Dimulai dari pembukuan Alquran atau kodifikasi hadits yang hal ini
berkelanjutan menjadi budaya membaca dan menulis. Membaca sebagai sebuah proses
menyerap ilmu dari objek ilmu yang luas, sedangkan menulis sebagai proses mentransfer
ilmu sehingga lahirlah ilmu-ilmu baru.
Tradisi ini melahirkan Ulama-ulama
yang berkompeten dalam bidang ilmu agama, intelektual, sains, serta berbagai
disiplin ilmu lainnya. Seperti Imam Al-Ghazali, Imam Ibnul Jauzi, Imam
As-Syafi’i, Imam An-Nawawi, Imam Ibnul Qayyim Al-Jauziyah, Imam Ibnu Hajar
Al-Atsqalani dan lain-lainnya.
Semua karya-karya tersebut dapat
kita nikmati hingga kini, mencerahkan serta sebagai solusi hidup dalam menjawab
permasalahan dengan konteks kekinian. Sebab manfaatnya adalah tentu dari budaya
menulis sebagai gerakan yang membangun kebangkitan sebuah peradaban.
Hari ini kita dihadapkan pada
permasalahan yang amat sangat serius. Masyarakat yang buta huruf baik secara
maknawi dan hakiki. Secara maknawinya adalah mereka yang memang benar-benar
buta huruf, dan solusi kita saat ini adalah mengajarkannya.
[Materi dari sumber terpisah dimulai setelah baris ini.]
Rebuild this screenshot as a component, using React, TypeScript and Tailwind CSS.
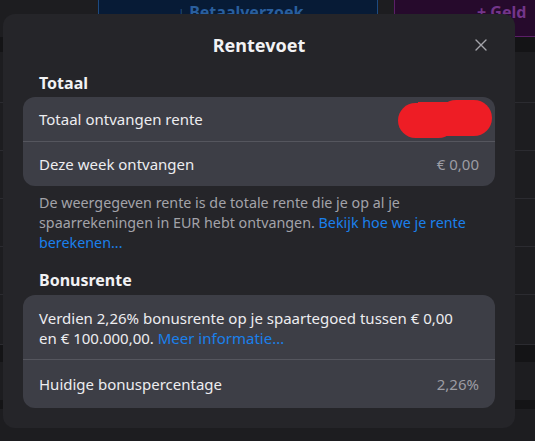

Secara hakiki
adalah kalangan akademisi yang tidak mempunyai kesadaran atau loyalitas
terhadap kedua kegiatan ini.
A Fuadi seorang penulis Novel Negeri
5 Menara mengatakan ketika diwawancarai oleh tim redaksi Majalah Sabrina
(Majalah Pondok Modern Manahijussadat) Rabu, 10 oktober 2016, “saya harap,
orang muslim atau santri itu tidak hanya fokus pada Iqra’ tapi juga
harus Uktub, kadang-kadang itu tidak balance (tidak imbang). Iqra’ memang
bagus, tapi Kadang-kadang kita lupa Uktubnya”.
Wacana bukan sekedar retorika di
atas panggung atau himbauan di atas kertas. Hendaklah kita memulai dari
kegiatan-kegiatan yang bersifat formal, lembaga-lembaga pendidikan sekolah atau
kampus menjadi modal besar dari semua itu. Jangan biarkan lembaga pendidikan
kita miskin literatur sehingga meninggalkan dari budaya membaca dan menulis.